• **Supplied data**:
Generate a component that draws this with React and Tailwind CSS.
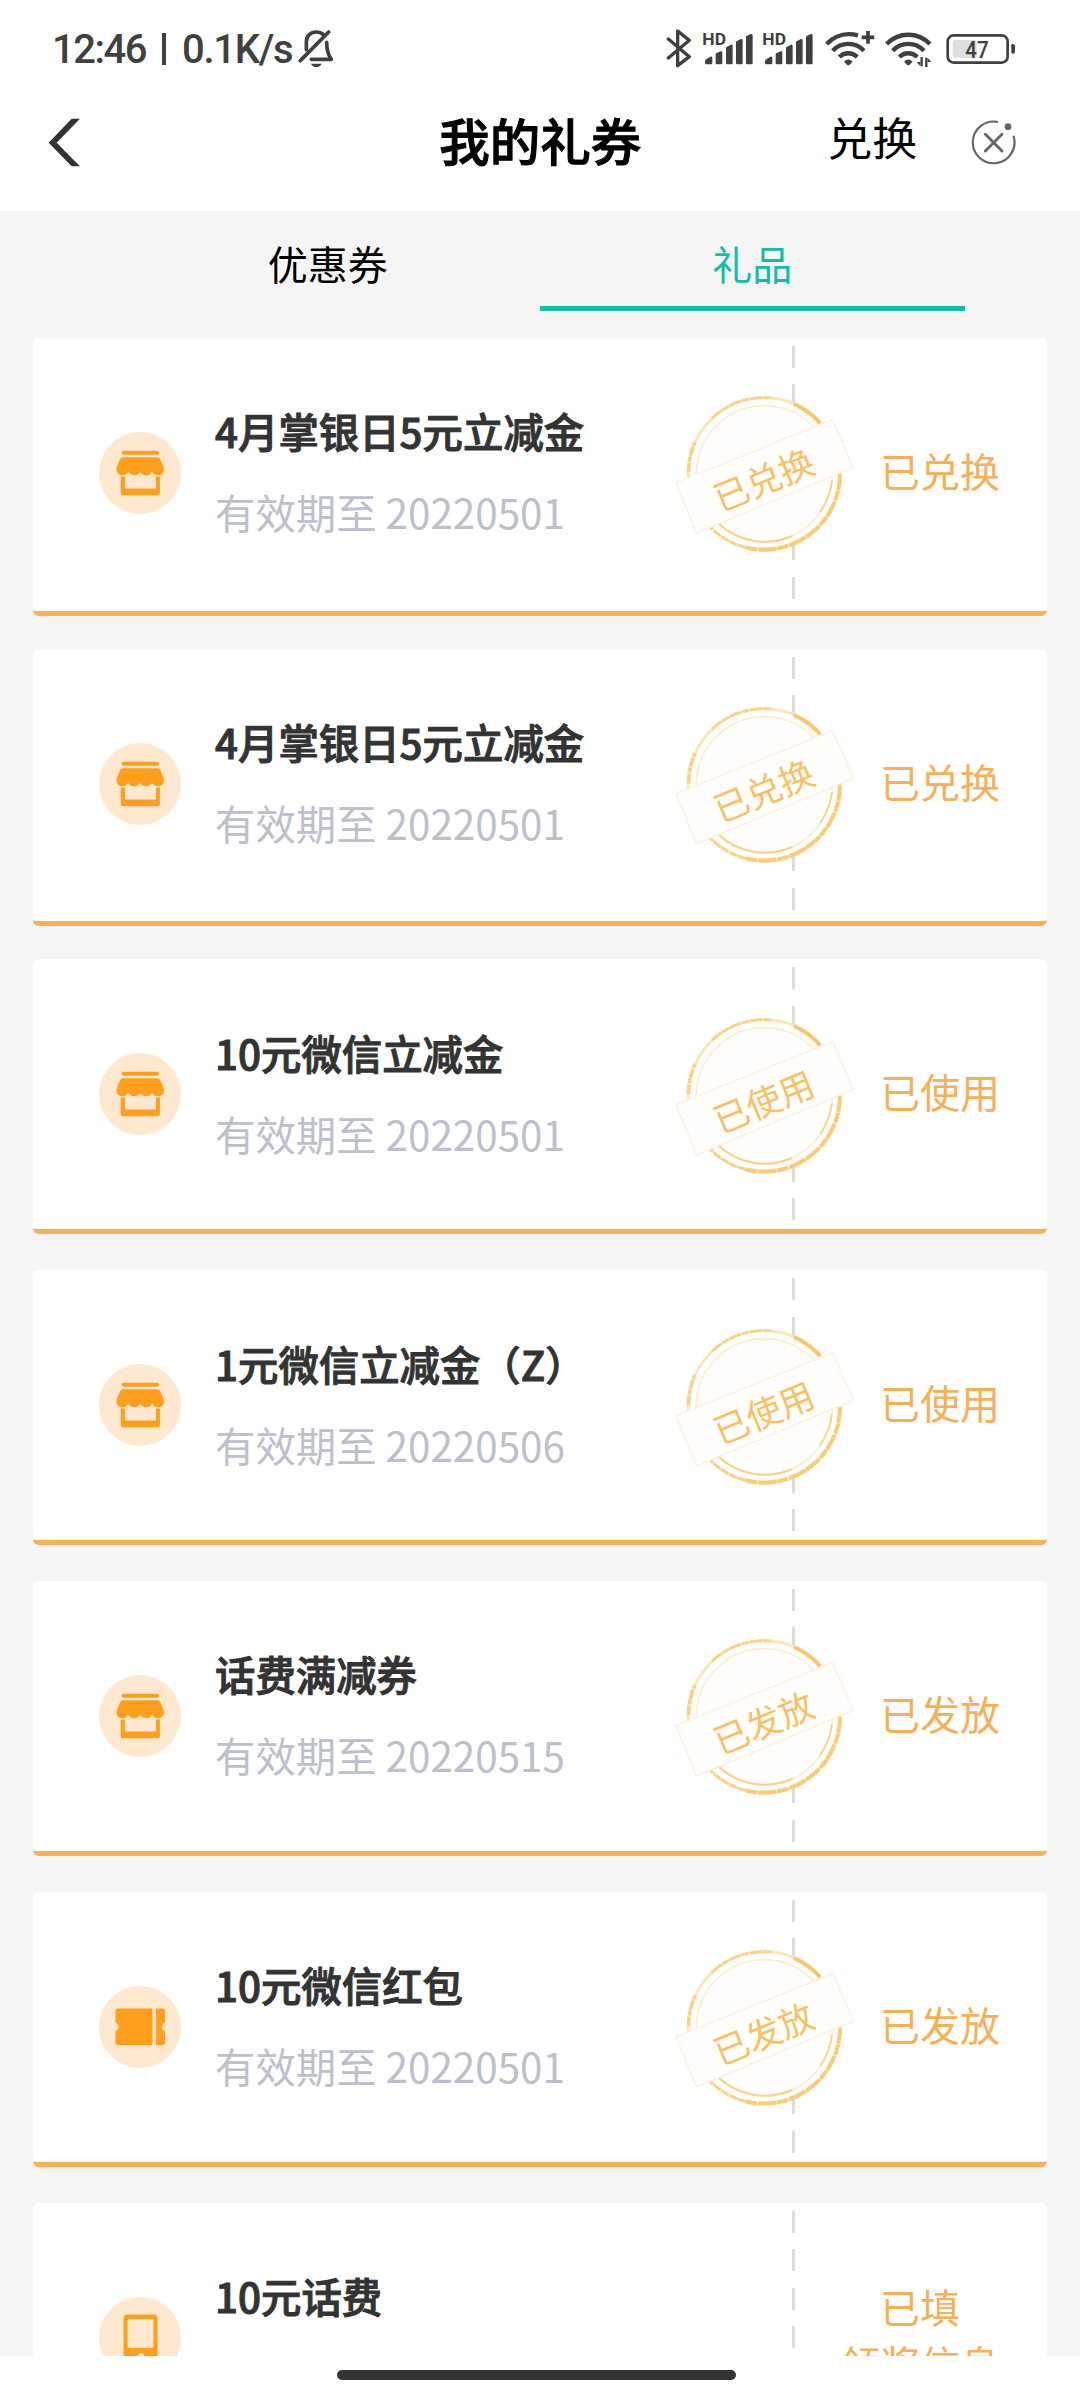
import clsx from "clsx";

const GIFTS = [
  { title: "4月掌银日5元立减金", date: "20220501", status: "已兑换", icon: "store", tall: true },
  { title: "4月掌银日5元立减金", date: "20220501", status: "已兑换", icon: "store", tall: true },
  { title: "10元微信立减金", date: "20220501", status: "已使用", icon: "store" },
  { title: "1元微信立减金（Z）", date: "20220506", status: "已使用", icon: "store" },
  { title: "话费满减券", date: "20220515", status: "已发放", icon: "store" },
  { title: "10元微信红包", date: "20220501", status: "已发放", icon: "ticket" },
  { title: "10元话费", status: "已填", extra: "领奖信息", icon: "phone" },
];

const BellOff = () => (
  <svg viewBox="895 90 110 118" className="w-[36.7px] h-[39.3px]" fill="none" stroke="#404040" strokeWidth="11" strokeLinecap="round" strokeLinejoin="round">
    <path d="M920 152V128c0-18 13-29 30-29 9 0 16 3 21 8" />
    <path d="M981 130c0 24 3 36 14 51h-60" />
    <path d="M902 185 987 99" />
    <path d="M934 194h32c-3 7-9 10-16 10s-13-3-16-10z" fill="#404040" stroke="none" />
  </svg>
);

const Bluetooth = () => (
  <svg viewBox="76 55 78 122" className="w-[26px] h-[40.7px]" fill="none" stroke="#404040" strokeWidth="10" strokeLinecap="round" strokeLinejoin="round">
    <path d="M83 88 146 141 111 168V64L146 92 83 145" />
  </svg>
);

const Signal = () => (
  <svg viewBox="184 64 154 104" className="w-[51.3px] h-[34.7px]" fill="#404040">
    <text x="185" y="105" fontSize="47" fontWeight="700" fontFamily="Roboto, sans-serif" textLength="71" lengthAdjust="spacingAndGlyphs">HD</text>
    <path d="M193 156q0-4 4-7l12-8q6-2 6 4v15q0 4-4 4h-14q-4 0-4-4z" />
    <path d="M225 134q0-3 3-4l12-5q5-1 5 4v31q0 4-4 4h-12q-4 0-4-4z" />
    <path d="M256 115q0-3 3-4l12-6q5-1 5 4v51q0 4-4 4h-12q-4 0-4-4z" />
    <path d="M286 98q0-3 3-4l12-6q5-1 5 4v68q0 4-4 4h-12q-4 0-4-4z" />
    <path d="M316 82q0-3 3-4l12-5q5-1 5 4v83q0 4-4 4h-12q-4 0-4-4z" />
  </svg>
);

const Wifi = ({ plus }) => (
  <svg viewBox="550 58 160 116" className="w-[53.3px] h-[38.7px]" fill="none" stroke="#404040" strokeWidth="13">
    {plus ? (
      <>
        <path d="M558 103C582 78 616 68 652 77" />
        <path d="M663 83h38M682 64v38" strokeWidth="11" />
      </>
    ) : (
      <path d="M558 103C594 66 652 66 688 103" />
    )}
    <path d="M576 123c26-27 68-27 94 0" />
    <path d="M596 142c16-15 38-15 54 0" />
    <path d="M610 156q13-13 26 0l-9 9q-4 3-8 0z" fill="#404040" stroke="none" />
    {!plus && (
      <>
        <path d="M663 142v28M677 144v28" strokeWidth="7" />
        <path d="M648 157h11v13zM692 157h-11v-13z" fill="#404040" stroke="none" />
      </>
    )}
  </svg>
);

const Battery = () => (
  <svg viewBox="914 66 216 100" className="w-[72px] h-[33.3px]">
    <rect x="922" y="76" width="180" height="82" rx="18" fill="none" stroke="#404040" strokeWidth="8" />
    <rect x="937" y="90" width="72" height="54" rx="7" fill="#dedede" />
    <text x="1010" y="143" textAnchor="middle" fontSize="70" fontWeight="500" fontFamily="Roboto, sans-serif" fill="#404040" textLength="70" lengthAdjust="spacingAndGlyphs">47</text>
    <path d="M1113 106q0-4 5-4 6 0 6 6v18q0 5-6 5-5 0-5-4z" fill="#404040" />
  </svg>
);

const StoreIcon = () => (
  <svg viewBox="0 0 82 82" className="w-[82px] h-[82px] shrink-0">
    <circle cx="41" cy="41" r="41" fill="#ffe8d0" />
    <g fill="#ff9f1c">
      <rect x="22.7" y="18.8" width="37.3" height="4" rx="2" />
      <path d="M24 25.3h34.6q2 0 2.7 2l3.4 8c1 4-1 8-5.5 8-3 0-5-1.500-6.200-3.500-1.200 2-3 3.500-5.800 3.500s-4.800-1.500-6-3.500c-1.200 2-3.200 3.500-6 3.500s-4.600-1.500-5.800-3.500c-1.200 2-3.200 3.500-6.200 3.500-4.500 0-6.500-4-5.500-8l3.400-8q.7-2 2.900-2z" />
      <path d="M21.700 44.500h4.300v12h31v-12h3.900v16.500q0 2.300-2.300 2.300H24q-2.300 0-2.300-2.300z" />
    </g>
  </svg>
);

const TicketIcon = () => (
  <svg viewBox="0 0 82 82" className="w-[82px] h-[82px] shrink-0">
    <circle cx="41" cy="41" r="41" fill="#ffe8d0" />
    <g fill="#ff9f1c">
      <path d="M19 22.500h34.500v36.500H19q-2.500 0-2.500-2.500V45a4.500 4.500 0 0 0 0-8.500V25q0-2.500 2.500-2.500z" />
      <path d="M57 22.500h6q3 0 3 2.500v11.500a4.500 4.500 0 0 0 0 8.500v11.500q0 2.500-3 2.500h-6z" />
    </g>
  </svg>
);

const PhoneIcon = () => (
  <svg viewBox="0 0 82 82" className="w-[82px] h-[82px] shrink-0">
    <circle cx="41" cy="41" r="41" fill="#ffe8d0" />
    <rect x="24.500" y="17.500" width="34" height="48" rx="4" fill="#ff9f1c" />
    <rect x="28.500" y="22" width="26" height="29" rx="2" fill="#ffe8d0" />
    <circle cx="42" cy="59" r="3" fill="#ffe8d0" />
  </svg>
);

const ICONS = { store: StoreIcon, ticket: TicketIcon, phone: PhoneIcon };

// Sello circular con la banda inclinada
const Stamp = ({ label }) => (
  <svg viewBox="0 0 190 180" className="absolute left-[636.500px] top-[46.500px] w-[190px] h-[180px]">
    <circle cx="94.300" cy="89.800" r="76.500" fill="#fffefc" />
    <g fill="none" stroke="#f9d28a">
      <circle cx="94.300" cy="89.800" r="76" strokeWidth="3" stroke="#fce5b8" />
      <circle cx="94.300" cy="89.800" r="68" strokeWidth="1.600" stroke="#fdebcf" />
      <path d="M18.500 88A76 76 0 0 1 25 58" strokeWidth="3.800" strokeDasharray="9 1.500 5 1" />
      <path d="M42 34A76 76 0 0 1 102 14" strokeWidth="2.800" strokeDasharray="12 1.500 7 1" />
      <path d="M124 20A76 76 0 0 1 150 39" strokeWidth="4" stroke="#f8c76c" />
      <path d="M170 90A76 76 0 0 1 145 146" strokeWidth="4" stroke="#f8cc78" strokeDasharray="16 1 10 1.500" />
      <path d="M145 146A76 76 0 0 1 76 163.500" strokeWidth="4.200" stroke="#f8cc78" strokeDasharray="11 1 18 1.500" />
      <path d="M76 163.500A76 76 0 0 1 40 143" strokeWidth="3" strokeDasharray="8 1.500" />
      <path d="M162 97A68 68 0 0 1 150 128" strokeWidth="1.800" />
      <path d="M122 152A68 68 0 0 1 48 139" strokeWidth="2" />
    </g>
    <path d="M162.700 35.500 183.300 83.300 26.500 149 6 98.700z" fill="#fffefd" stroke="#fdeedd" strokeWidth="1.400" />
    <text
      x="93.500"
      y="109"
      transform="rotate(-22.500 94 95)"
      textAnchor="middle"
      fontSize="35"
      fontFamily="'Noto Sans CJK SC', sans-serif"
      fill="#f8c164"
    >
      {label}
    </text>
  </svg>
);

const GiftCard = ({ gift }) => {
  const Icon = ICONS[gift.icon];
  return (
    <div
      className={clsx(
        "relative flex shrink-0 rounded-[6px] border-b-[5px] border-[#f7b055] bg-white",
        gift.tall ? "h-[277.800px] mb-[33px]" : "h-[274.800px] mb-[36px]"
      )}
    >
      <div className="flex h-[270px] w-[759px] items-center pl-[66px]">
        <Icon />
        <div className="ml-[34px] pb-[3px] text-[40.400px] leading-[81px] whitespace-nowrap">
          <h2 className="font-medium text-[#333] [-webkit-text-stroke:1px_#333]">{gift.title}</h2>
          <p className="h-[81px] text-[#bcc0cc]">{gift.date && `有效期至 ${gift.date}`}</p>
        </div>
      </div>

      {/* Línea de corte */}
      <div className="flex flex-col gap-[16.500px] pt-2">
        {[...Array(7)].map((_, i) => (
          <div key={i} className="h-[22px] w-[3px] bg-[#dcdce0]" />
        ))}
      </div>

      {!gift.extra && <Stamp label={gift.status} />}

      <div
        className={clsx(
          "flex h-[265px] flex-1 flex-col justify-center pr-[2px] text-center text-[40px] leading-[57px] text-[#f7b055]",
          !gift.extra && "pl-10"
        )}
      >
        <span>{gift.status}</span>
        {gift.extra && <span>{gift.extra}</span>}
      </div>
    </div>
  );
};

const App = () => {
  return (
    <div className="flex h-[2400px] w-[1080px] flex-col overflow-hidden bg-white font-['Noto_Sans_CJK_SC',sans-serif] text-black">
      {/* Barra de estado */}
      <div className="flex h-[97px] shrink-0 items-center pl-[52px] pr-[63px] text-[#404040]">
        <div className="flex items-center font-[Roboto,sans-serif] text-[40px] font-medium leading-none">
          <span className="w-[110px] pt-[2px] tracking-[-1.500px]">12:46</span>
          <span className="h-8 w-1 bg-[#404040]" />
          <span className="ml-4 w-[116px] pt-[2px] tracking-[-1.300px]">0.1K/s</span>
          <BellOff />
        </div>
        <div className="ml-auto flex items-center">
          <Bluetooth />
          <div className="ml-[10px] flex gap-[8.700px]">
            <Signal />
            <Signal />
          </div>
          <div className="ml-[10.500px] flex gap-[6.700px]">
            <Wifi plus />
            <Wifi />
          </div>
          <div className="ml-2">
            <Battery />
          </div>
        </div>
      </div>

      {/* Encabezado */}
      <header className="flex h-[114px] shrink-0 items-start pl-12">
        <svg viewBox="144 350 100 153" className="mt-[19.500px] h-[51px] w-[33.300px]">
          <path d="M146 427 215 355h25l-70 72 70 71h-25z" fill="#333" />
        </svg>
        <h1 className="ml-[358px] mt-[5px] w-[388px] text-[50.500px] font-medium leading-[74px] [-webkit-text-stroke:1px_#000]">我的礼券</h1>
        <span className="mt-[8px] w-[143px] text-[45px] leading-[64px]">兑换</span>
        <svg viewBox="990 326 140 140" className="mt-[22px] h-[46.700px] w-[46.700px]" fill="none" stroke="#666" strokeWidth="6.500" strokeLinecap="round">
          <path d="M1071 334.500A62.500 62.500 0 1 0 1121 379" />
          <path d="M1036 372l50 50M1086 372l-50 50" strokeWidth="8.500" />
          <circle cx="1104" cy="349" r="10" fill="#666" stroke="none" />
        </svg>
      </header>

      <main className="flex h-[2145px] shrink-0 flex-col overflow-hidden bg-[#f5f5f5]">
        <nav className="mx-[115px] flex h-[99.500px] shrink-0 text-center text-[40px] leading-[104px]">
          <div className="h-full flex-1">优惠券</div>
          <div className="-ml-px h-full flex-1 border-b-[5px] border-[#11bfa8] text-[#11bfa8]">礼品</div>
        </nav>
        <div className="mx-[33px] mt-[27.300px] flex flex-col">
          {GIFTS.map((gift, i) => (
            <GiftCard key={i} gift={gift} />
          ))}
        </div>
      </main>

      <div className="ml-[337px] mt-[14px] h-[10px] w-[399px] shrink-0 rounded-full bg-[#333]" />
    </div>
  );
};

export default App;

• **Written task**: Make an exact copy of the lines from the top of the material through the line with "import clsx from", pictures excluded.

• **Exercise response**:
Generate a component that draws this with React and Tailwind CSS.
import clsx from "clsx";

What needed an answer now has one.